Do your clients prefer the heat or the cold? Either way the stones are applied in stone massage, your clients will reap the benefits.

You can help provide this to your clients by learning the proper application of stone massage through home-study courses in the privacy of your home or office and easily implementing the tools into practice.

The heating and cooling effects of the stones, placed strategically along the body’s pressure points, add to regular massage techniques, helping the body’s muscles to relax faster and easier.

A stone massage typically consists of heated or chilled stones of varying sizes. Often basalt, a volcanic rock that conducts heat well, is the mineral of choice in the treatment. But other types can be used.

Massage therapists trained in the application of this technique place the stones along the spine, in the palms of the hands and between the toes.

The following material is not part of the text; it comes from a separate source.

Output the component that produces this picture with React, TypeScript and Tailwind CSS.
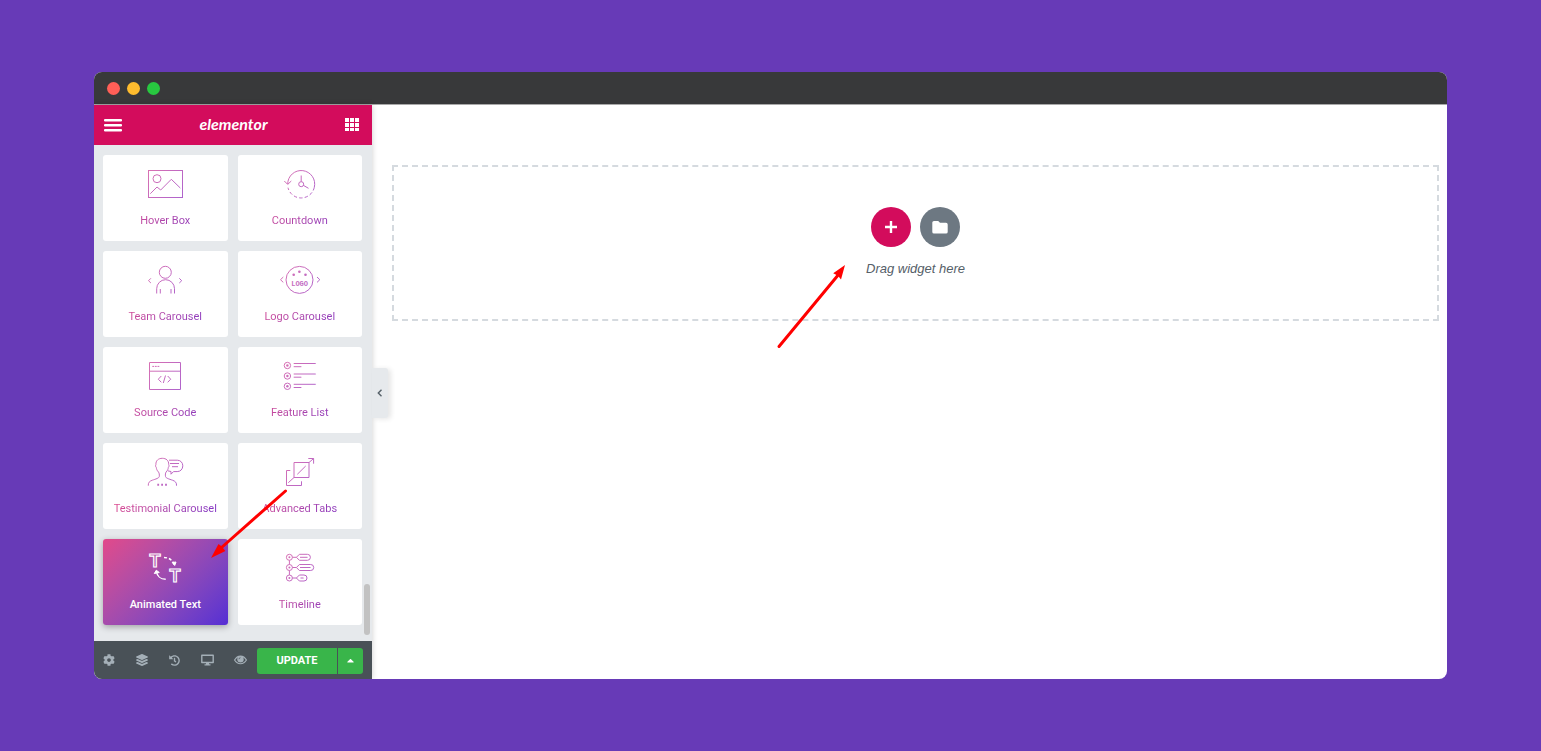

Stone massage can be used to treat numerous conditions like multiple sclerosis, arthritis, fibromyalgia, insomnia and depression. It has also been known to help with back pain, stress and anxiety.

Other benefits of hot and cold stone massage include aiding in decongestion, increasing oxygen intake, having deeper muscle penetration, improving blood circulation, reducing swelling in the body, reducing stress and the cleansing of toxins in the body.

But this technique isn’t for everyone and precaution should be taken for some clients. Those clients who are sick, have a heart or circulation condition, or sensitive skin should not receive stone massage.

An Internet search revealed numerous home-study courses available for any massage therapist to take to fulfill his or her continuing education requirements.

For stone massage, some of the courses offered cover such topics the differentiation of stones shapes, stone sizes, giving holistic stone facials, mineralogy, recommended uses of stones, stone placement, ayurvedic principles and detoxification protocols.

Make sure to check with your national and state licensing bodies to make sure the courses you select are acceptable for continuing education credits.